PHASE: PHysically-grounded Abstract Social Events for Machine Social Perception
This work addresses a gap in machine social perception for AI systems that need to understand complex social interactions in physical environments, though it is incremental as it builds on existing methods like inverse planning.
The authors tackled the lack of datasets for evaluating physically grounded perception of complex social interactions by creating PHASE, a dataset of 2D animations with procedurally generated social events, and introduced a Bayesian inverse planning model (SIMPLE) that outperformed state-of-the-art neural networks on social recognition and prediction tasks.
The ability to perceive and reason about social interactions in the context of physical environments is core to human social intelligence and human-machine cooperation.
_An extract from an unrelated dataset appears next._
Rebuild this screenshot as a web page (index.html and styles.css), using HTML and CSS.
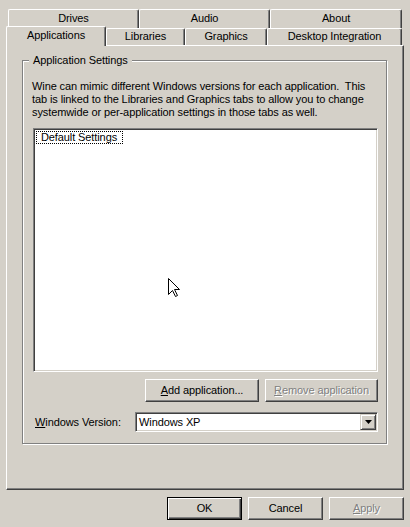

However, no prior dataset or benchmark has systematically evaluated physically grounded perception of complex social interactions that go beyond short actions, such as high-fiving, or simple group activities, such as gathering. In this work, we create a dataset of physically-grounded abstract social events, PHASE, that resemble a wide range of real-life social interactions by including social concepts such as helping another agent. PHASE consists of 2D animations of pairs of agents moving in a continuous space generated procedurally using a physics engine and a hierarchical planner. Agents have a limited field of view, and can interact with multiple objects, in an environment that has multiple landmarks and obstacles. Using PHASE, we design a social recognition task and a social prediction task. PHASE is validated with human experiments demonstrating that humans perceive rich interactions in the social events, and that the simulated agents behave similarly to humans. As a baseline model, we introduce a Bayesian inverse planning approach, SIMPLE (SIMulation, Planning and Local Estimation), which outperforms state-of-the-art feed-forward neural networks. We hope that PHASE can serve as a difficult new challenge for developing new models that can recognize complex social interactions.